# Information supplied
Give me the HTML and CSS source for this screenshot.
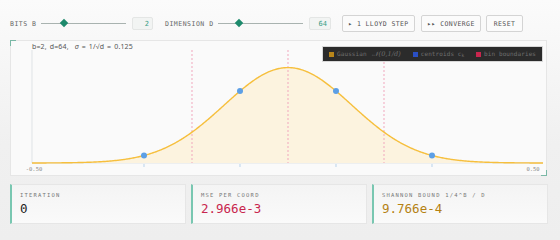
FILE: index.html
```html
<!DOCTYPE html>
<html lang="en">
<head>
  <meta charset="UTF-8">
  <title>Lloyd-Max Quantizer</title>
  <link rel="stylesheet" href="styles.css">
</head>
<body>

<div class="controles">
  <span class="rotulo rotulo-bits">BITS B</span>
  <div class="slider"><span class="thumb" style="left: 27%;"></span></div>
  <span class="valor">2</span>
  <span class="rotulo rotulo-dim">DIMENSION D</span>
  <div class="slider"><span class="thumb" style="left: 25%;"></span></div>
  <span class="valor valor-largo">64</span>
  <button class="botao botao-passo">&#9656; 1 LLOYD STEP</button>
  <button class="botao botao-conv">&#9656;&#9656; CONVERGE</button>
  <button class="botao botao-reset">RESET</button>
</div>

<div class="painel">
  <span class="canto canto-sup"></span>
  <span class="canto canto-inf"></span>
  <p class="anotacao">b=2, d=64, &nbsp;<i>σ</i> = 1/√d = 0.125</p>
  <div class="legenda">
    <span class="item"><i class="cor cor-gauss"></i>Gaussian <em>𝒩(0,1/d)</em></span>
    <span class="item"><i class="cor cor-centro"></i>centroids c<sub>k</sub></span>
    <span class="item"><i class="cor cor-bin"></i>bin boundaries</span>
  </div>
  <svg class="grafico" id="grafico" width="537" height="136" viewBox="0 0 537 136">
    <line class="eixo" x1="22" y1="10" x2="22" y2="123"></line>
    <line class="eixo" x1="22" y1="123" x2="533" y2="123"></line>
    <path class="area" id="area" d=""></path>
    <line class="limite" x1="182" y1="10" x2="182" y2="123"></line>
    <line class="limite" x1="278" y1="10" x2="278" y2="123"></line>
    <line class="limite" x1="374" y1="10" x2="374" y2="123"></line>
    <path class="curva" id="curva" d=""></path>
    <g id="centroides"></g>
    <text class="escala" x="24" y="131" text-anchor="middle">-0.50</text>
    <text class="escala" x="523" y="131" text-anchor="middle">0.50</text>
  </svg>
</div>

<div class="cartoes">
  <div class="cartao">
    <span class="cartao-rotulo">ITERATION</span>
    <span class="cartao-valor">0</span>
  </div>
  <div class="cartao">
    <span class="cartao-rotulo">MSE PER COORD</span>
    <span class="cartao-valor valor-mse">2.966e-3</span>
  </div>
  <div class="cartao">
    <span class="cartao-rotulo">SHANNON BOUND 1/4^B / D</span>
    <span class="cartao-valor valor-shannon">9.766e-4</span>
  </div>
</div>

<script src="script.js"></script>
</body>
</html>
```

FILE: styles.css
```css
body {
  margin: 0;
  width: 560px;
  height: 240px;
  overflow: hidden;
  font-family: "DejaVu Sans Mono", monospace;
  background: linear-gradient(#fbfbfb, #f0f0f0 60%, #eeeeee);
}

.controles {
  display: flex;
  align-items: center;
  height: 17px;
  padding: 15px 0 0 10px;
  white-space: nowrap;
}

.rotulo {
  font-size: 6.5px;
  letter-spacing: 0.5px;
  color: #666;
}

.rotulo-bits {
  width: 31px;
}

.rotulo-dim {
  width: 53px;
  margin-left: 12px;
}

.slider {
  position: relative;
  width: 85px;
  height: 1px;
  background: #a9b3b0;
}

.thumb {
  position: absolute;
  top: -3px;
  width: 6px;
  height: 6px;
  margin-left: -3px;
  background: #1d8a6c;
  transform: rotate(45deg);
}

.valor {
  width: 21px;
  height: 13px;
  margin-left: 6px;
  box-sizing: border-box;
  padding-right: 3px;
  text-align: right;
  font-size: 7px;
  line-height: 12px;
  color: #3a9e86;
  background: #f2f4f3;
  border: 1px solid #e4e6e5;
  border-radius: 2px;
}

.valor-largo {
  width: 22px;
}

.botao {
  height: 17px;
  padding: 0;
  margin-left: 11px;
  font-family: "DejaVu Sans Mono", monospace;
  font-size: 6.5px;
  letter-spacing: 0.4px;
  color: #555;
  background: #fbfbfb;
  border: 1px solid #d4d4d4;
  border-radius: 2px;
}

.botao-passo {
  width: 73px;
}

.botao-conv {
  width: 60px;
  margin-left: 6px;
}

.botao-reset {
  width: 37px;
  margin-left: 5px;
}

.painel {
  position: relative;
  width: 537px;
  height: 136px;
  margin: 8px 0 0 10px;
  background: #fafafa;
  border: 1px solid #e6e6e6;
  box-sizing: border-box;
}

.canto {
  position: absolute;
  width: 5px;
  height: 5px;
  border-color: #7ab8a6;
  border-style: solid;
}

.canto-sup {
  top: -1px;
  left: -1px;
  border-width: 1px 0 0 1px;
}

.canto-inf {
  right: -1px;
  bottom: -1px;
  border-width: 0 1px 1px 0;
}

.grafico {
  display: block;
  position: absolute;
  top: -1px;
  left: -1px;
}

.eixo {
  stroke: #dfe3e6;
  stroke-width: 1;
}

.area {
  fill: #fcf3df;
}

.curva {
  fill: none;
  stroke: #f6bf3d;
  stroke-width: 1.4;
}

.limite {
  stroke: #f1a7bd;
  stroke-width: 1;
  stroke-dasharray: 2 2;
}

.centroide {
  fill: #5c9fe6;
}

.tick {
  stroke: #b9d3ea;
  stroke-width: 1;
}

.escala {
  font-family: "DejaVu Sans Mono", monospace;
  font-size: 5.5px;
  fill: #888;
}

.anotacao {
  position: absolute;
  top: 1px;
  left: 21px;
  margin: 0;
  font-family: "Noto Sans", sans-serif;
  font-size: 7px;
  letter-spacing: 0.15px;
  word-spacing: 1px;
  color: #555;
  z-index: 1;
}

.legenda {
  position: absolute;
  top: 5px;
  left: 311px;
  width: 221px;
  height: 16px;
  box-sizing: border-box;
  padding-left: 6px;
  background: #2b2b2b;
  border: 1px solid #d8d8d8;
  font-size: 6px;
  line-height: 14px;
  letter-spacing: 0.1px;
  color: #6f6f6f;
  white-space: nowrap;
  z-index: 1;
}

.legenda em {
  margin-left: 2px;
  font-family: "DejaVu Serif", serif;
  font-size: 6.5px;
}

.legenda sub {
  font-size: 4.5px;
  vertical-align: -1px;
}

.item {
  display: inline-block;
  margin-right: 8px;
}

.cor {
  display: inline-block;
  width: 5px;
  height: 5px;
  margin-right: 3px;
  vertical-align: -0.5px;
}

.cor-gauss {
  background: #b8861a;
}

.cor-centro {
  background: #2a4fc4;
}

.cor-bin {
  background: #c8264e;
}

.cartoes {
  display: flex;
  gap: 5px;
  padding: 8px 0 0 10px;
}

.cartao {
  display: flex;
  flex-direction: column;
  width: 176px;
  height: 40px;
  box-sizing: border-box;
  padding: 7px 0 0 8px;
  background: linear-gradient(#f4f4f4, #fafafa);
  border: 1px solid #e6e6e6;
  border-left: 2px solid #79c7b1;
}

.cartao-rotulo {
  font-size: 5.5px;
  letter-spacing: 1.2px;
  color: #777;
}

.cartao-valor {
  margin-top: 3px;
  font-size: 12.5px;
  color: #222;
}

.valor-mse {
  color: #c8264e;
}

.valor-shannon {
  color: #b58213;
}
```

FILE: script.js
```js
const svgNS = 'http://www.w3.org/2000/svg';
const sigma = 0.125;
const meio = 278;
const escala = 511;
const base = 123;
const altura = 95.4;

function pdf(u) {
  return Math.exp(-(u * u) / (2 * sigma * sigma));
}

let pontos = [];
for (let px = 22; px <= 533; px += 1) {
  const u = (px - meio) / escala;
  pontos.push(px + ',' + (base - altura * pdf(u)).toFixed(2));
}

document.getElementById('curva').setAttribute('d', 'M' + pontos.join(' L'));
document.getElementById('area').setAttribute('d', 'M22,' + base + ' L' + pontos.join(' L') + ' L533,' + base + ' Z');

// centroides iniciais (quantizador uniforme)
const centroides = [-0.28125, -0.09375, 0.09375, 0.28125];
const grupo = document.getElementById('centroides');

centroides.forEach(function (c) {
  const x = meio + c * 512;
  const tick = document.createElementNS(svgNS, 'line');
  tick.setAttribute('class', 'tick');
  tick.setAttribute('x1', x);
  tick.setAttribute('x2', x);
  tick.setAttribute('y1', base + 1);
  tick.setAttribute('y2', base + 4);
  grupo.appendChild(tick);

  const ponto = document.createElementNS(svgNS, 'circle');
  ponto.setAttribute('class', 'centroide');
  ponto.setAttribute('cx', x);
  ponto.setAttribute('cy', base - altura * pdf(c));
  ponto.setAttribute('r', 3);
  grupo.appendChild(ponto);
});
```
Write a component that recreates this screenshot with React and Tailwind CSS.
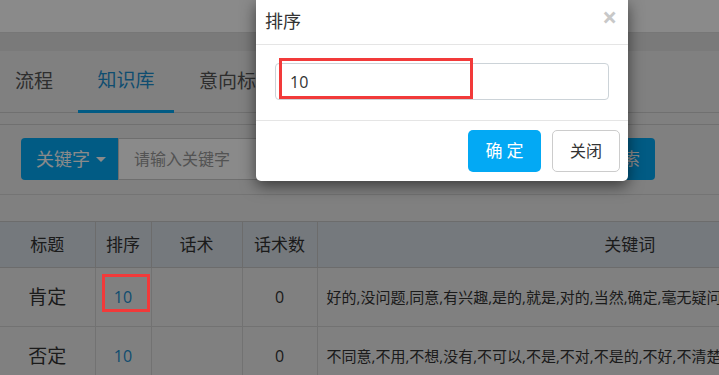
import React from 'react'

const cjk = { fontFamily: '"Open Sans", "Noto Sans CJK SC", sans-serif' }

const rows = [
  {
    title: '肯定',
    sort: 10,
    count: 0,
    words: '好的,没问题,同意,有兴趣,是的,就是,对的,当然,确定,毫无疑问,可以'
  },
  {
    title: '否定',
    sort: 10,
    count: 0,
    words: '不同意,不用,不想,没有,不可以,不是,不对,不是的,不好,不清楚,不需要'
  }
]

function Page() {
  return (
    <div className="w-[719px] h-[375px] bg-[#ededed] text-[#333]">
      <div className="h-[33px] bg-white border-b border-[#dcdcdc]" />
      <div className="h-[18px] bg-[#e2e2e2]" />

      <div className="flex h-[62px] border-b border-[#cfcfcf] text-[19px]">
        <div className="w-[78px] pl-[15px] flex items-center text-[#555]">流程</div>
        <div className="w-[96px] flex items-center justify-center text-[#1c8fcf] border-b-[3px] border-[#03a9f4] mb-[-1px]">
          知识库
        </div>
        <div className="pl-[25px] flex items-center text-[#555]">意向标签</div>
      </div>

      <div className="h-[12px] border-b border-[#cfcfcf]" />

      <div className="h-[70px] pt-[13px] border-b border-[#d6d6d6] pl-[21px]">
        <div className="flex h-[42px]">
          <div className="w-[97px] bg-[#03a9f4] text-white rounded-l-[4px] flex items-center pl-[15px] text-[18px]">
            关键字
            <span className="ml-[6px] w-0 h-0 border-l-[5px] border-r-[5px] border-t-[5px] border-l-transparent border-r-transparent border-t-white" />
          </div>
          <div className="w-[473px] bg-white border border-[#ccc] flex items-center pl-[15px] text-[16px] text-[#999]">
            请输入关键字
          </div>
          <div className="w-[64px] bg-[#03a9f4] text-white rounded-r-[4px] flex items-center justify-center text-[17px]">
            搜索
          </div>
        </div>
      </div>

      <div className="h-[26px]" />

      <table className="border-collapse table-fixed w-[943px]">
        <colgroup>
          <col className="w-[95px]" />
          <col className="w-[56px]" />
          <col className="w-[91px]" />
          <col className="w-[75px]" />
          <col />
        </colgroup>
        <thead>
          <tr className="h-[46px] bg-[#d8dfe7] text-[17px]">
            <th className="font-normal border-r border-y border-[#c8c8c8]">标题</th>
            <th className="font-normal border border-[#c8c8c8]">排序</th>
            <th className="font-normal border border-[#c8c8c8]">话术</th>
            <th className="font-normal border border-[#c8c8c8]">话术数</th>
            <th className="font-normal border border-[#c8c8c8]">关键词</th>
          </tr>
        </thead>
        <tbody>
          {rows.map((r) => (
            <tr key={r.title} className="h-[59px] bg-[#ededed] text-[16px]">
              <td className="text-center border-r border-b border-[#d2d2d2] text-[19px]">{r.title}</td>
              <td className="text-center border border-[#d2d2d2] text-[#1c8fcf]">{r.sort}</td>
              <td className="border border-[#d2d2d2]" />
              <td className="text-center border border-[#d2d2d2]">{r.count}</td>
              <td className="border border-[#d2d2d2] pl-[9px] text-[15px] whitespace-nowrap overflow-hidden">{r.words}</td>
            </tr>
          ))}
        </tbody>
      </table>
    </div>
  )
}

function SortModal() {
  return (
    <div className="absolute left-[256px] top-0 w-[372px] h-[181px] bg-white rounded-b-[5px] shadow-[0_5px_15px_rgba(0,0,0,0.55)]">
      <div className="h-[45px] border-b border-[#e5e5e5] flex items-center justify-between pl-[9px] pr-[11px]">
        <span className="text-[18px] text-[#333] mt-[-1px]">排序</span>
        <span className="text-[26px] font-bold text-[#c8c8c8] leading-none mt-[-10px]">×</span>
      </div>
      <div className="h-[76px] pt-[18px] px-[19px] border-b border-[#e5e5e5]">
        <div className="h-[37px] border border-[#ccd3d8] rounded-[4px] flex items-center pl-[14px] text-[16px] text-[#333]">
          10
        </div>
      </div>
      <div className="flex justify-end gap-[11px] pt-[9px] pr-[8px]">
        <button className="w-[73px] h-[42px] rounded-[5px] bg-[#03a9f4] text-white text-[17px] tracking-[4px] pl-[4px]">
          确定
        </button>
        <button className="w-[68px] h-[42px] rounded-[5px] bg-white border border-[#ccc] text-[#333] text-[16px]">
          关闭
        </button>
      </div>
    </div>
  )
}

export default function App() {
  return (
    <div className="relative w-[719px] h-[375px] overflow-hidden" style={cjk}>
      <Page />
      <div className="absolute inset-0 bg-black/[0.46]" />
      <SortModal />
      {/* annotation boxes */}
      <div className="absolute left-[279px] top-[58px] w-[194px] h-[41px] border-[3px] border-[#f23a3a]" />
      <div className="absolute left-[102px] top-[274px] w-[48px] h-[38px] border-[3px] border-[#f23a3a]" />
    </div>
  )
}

# Objective
Tally the lines of the records holding the word "React", then state only the tally.

# Exercise answer
2